XXVII Workshop on Geometric Methods in Physics 29.06-05.07.2008

Victor Novokshenov

Special Functions and Isomonodromic Deformations

We introduce a new notion, a special function of the isomonodromic type, and show that most of the functions known in applied mathematics and mathematical physics as special functions belong to this type. In this sense, the special function provides isomonodromic deformation of some linear ODE with rational coefficients. This ODE plays a role of one of the two equations of the Lax pair. In its turn, this gives rise to an alternative definition: a matrix Riemann-Hilbert problem with a parameter, entering the conjugation matrix in a manner similar to the soliton theory.
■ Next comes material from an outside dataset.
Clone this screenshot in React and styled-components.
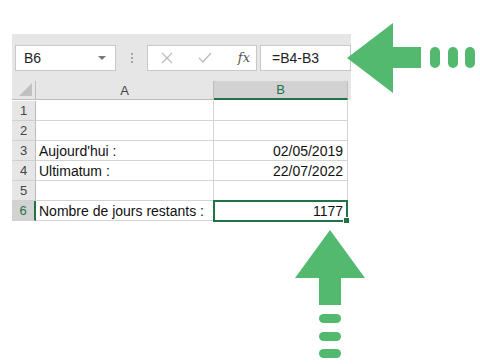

Thus the ODE for the special function appears to be integrable in the sense of Lioville-Arnold, i.e., it has the commuting integrals of motions, the invariant submanifolds and the corresponding angle variables. We also show that our definition has not only a conceptual value: many well-known properties of the single-variable special functions can be re-derived from the isomonodromy point of view. The examples of relevant Riemann-Hilbert (RH) problems are given for the Airy, Bessel, gamma and zeta functions. Those matrix RH problems are Abelian and exactly solvable, which provides the integral repesentations for these functions. We show how to get the non-Abelian generalizations of the RH problems, leading to new examples of special functions, such as Painlev\'e transcendents.